I’m attempting to call the Hugging Face Inference API at:
https://api-inference.huggingface.co/models/meta-llama/Llama-3.1-8B
using the headers:
{
"Authorization": "Bearer <MY_API_KEY>",
"Content-Type": "application/json",
"X-Use-Cache": "false",
"X-Wait-For-Model": "true",
"X-Inference-Provider": "cerebras"
}
and a high local timeout (300s). However, my request frequently fails with a Read timed-out error at 120 seconds.

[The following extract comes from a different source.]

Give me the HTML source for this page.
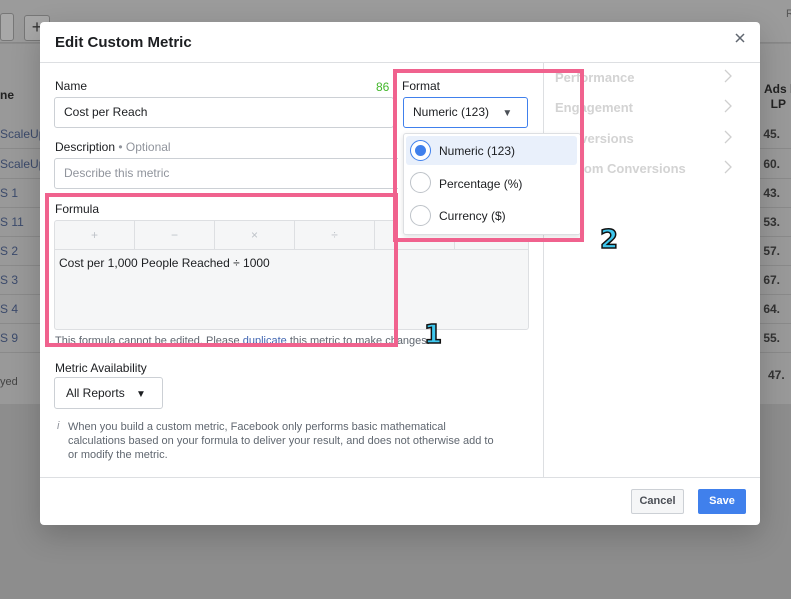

Based on the logs, the connection is being closed server-side at 120s, regardless of my local timeout setting.
Could you please confirm:
-
Is there a 120s server-side limit for the Llama 3.1-8B model on my current plan (or in general)?
-
Does the
X-Inference-Provider: cerebras
header support longer inference times, or is there a specific limit on that provider? -
Do I need a specific plan or configuration to allow requests that take more than 120 seconds to complete?
I’ve tried:
-
Lowering
max_new_tokens
-
Reducing concurrency
-
Adding a tuple timeout like
(60, 300)
But the endpoint still times out after about 120 seconds with a Read timeout
. I’d appreciate any guidance on enabling longer-running requests or clarifying the maximum allocated time for the inference endpoint.